Are the large number of recent tornado deaths due to “As Seen On TV”

It’s been awhile since I posted anything but I have been really busy if you have been following the BNVN.com blog with working the news desk here but there is something I wanted to write about.

I was able to get away this past week for a trip to Kansas to go and pick up a new truck, I had a lot of time to think about and to talk to a lot of my storm chasing friends about the large number of recent deaths due to the tornadoes over the last six weeks. 

Several hundred people have died in April and May due to the tornado outbreaks which seems pretty crazy with the advanced warnings.  Tornado warning times are now longer than ever but yet so many people have died which does not make any sense.

Why are there so many deaths from the storms? 

There has never been any documented death of someone storm chasing who was known to be a storm chaser ether to their friends and family or within the storm chasing community.  There have been some EMS personal hurt and even killed spotting for their community but no real “Storm Chasers” have been killed storm chasing. 

So what some of my friends and I have come up with is the only thing we can think of regarding the large number of tornado deaths over the past two months is that part of the deaths may be due to what is know as “Life Imitating Art”, by untrained artists… 

That is the reason why I took on the name Weather Paparazzi was because of the term Paparazzi or Paparazzo which is defined by Websters “as a freelance photographer”.  So Weather Paparazzi means that I work freelance to document the weather for a living.   I photograph all kinds of stuff in nature from storms, wildlife and even scuba diving.  I am a professional photographer, unlike the many people that are now documenting severe storms.

Unlike scuba diving where you need sign up to a class with an instructor and learn to scuba dive without killing yourself with the bends or drowning, anyone can grab a camera and film a storm and be called a “Storm Chaser”. 

So this got me wondering, how many videos like this one that was shot by Eric Meyers, the Navarro County emergency management coordinator are out there but were filmed by the people that were killed in the recent tornadoes?

General Public going to kill themselves.

The report said “Meyers rode out the tornado inside a vehicle and videotaped the twister as it tore the roof off a school about a block away.”  Wow, someone that knows weather and is the emergency management coordinator could not drive away and focus on calling in reports since this is obviously not dash camera footage but hand held footage.

Yes, I think that Eric Meyers, the Navarro County emergency management coordinator should be thrown out of his position due to the fact that he did not have enough sense to stay out of the tornado and focus staying safe but put himself into a position of adding to the body count.

His video is not the only crazy video from someone that is not a chaser but trying to video tape a storm.  This video shows how stupid someone could be around a tornado but still grabs the video camera to film the tornado. 

Car get hit by tornado with Driver in it

When I saw this video I knew that the number of tornado deaths now has got to be tied to the number of people trying to get video of the tornadoes without concern for their personal safety.

Now someone is going to say “but you filmed them close to you too” and yes I have and I know when to back off to get out of the debris field.  I also have WXWorx with me while chasing along with having internet radar and GPS to know where I am in relation to the storm.  I also plan escape routes using the GPS map setup so if I get in a bad spot, I can get out of the way. 

She has no clue what she was doing.

So what does all this mean?
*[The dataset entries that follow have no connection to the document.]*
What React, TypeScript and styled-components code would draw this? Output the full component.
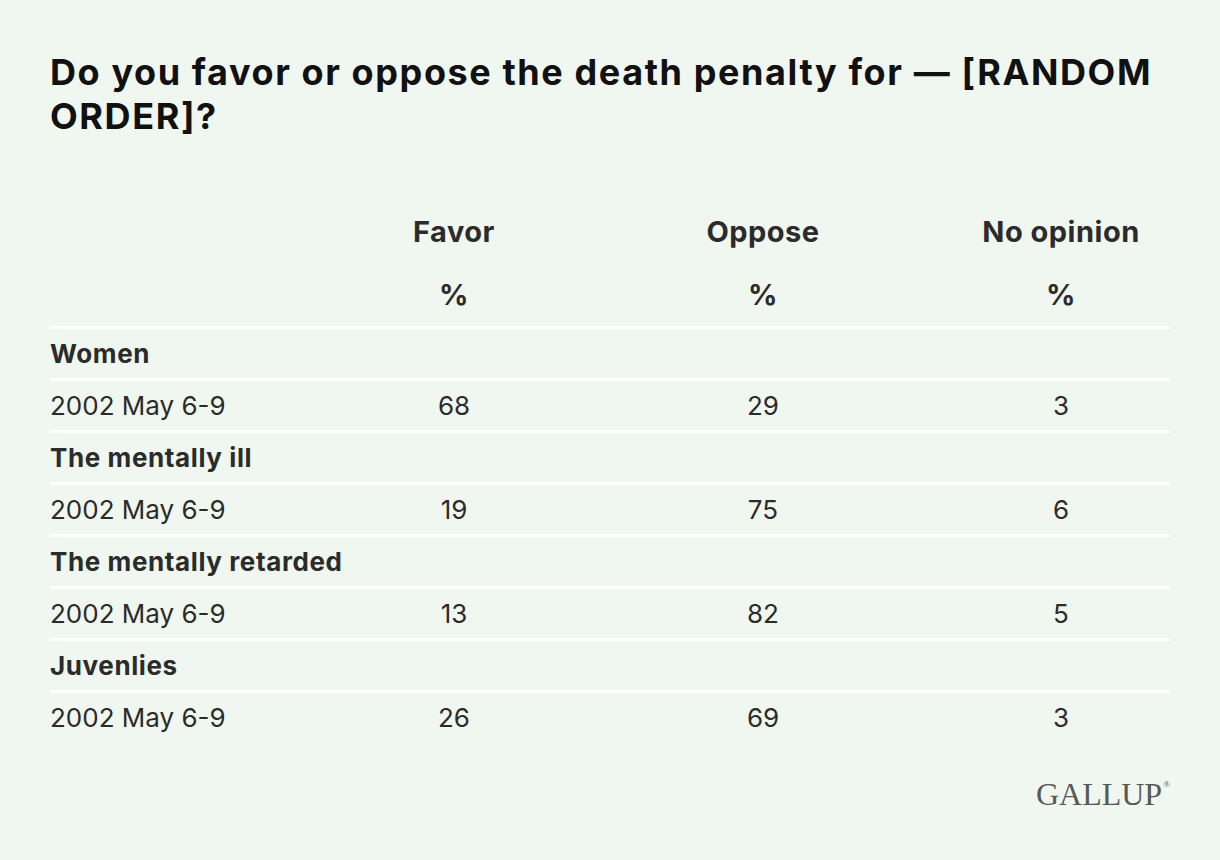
import React from "react";
import styled, { createGlobalStyle } from "styled-components";

const GlobalStyle = createGlobalStyle`
  html, body {
    margin: 0;
    padding: 0;
    background: #f0f7f0;
  }
  body {
    font-family: Inter, "Noto Sans", "Liberation Sans", sans-serif;
  }
`;

type Group = {
  label: string;
  rows: { date: string; values: string[] }[];
};

const groups: Group[] = [
  { label: "Women", rows: [{ date: "2002 May 6-9", values: ["68", "29", "3"] }] },
  { label: "The mentally ill", rows: [{ date: "2002 May 6-9", values: ["19", "75", "6"] }] },
  { label: "The mentally retarded", rows: [{ date: "2002 May 6-9", values: ["13", "82", "5"] }] },
  { label: "Juvenlies", rows: [{ date: "2002 May 6-9", values: ["26", "69", "3"] }] },
];

const columns = ["Favor", "Oppose", "No opinion"];

const App: React.FC = () => {
  return (
    <Page>
      <GlobalStyle />
      <Title>Do you favor or oppose the death penalty for — [RANDOM ORDER]?</Title>
      <Table>
        <HeadRow>
          <Cell />
          {columns.map((c) => (
            <HeadCell key={c}>{c}</HeadCell>
          ))}
        </HeadRow>
        <HeadRow>
          <Cell />
          {columns.map((c) => (
            <HeadCell key={c}>%</HeadCell>
          ))}
        </HeadRow>
        {groups.map((g) => (
          <React.Fragment key={g.label}>
            <Row>
              <GroupLabel>{g.label}</GroupLabel>
              <Cell />
              <Cell />
              <Cell />
            </Row>
            {g.rows.map((r, i) => (
              <Row key={i}>
                <Cell>{r.date}</Cell>
                {r.values.map((v, j) => (
                  <ValueCell key={j}>{v}</ValueCell>
                ))}
              </Row>
            ))}
          </React.Fragment>
        ))}
      </Table>
      <Footer>
        <Logo>
          GALLUP<Reg>®</Reg>
        </Logo>
      </Footer>
    </Page>
  );
};

const Page = styled.div`
  width: 1220px;
  height: 860px;
  box-sizing: border-box;
  padding: 50px 50px 0;
  background: #f0f7f0;
`;

const Title = styled.h1`
  margin: 0;
  font-size: 36px;
  line-height: 44px;
  font-weight: 700;
  color: #111;
  letter-spacing: 1.6px;
`;

const Table = styled.div`
  margin-top: 62px;
  display: flex;
  flex-direction: column;
`;

const Row = styled.div`
  display: grid;
  grid-template-columns: 284px 240px 378px 218px;
  align-items: center;
  height: 49px;
  border-top: 3px solid #ffffff;
  font-size: 26px;
  color: #2b2b2b;
`;

const HeadRow = styled.div`
  display: grid;
  grid-template-columns: 284px 240px 378px 218px;
  align-items: center;
  height: 63px;
`;

const Cell = styled.div`
  white-space: nowrap;
`;

const HeadCell = styled.div`
  text-align: center;
  font-size: 29px;
  font-weight: 700;
  letter-spacing: 0.5px;
  color: #2b2b2b;
`;

const GroupLabel = styled.div`
  font-weight: 700;
  letter-spacing: 0.6px;
  white-space: nowrap;
`;

const ValueCell = styled.div`
  text-align: center;
`;

const Footer = styled.div`
  display: flex;
  justify-content: flex-end;
  margin-top: 36px;
`;

const Logo = styled.div`
  font-family: "Liberation Serif", "Times New Roman", serif;
  font-size: 32px;
  color: #585858;
  line-height: 1;
  display: flex;
  align-items: flex-start;
`;

const Reg = styled.span`
  font-size: 9px;
  margin-left: 1px;
  margin-top: 2px;
`;

export default App;
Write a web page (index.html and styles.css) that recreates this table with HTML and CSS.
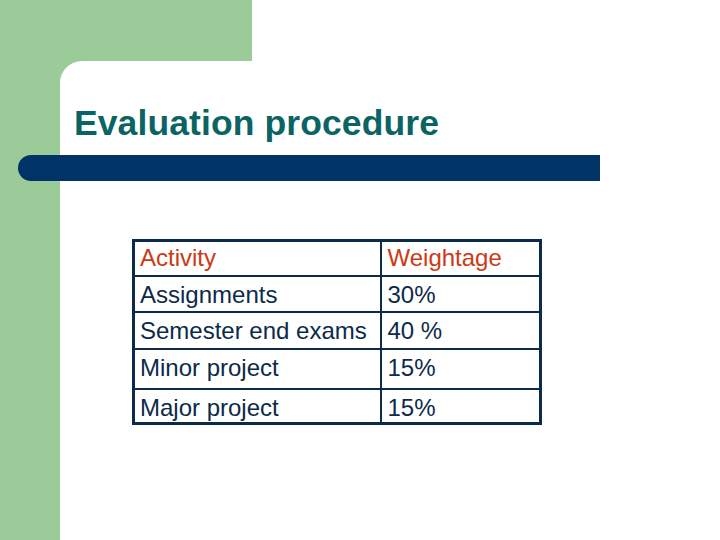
FILE: index.html
```html
<!DOCTYPE html>
<html lang="en">
<head>
    <meta charset="UTF-8">
    <meta name="viewport" content="width=device-width, initial-scale=1.0">
    <title>Evaluation procedure</title>
    <link rel="stylesheet" href="styles.css">
</head>
<body>

    <div class="slide">
        <div class="topBand"></div>
        <div class="main">
            <div class="panel">
                <h1 class="title">Evaluation procedure</h1>
                <div class="bar"></div>

                <table class="marks">
                    <tr class="head">
                        <td class="colA">Activity</td>
                        <td>Weightage</td>
                    </tr>
                    <tr class="r1">
                        <td class="colA">Assignments</td>
                        <td>30%</td>
                    </tr>
                    <tr class="r2">
                        <td class="colA">Semester end exams</td>
                        <td>40 %</td>
                    </tr>
                    <tr class="r3">
                        <td class="colA">Minor project</td>
                        <td>15%</td>
                    </tr>
                    <tr class="r4">
                        <td class="colA">Major project</td>
                        <td>15%</td>
                    </tr>
                </table>
            </div>
        </div>
    </div>

</body>
</html>
```

FILE: styles.css
```css
*{ box-sizing: border-box; }
html, body{ margin: 0; padding: 0; background-color: #fff; }

.slide{
    width: 720px;
    height: 540px;
    display: flex;
    flex-direction: column;
    overflow: hidden;
}
.topBand{
    width: 252px;
    height: 61px;
    background: #9ccb9a;
}
.main{
    flex: 1;
    display: flex;
    background: linear-gradient(90deg, #9ccb9a 0 252px, #fff 252px);
}
.panel{
    flex: 1;
    margin-left: 60px;
    background: #fff;
    border-top-left-radius: 22px;
    padding: 42px 0 0 14px;
}
.title{
    margin: 0;
    font-family: "Liberation Sans", Arial, sans-serif;
    font-weight: bold;
    font-size: 35.5px;
    letter-spacing: 0.1px;
    line-height: 40px;
    color: #0b6464;
}
.bar{
    width: 582px;
    height: 26px;
    margin: 12px 0 0 -56px;
    background: #003366;
    border-radius: 13px 0 0 13px;
}
.marks{
    margin: 58px 0 0 58px;
    border-collapse: collapse;
    border: 3px solid #0c2b4b;
    font-family: "Liberation Sans", Arial, sans-serif;
    font-size: 24px;
    color: #0c2a4a;
}
.marks td{
    border: 2px solid #0c2b4b;
    padding: 4px 6px 0 6px;
    line-height: 27px;
    vertical-align: top;
    width: 160px;
}
.marks td.colA{
    width: 247px;
    padding-left: 5px;
}
.marks .head td{
    color: #cc3a14;
    padding-top: 2px;
}
.head{ height: 35px; }
.r1{ height: 36px; }
.r2{ height: 37px; }
.r3{ height: 40px; }
.r4{ height: 35px; }
```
I think that if some college students need a research project, I would start looking at the death toll from the April and May tornadoes and try to collect the cell phones of all the people that died to see if they were recording their last moments. 

I would never want to see the footage but on a research level it would be interesting to see if the number of deaths could have been avoided if people would have taken shelter instead of trying to take video. 

If as I suspect that at least 20 or more of the deaths from the Mississippi and Alabama storms from April and the Joplin, MO tornado are from the public or “Non Chasers” trying to shoot chaser video, then we have a huge problem that will only get worse over time.

If you are not a chaser and you don’t know anything about the weather but you see a tornado, don’t shoot video of it unless it is over half a mile away, there is no lightning or hail within 5 miles and you are standing in the entrance to a storm shelter where you can save yourself if the tornado hits you.  Severe weather does kill and once your dead, there is no do over.

If you live in an area that gets a lot of tornadoes and you just want to see what hits your place?  Go to Sams Club and buy a multi camera security system with backup power.  You can sit in your storm shelter while watching what happens outside on camera before the cameras blow away.

Project Vortex or V2 spent millions on trying to expand the tornado warning times in 2009 and 2010 but what good will any expanded warning times be if that just means you have expanded time to grab a camera and stand in the path of a tornado hitting your town?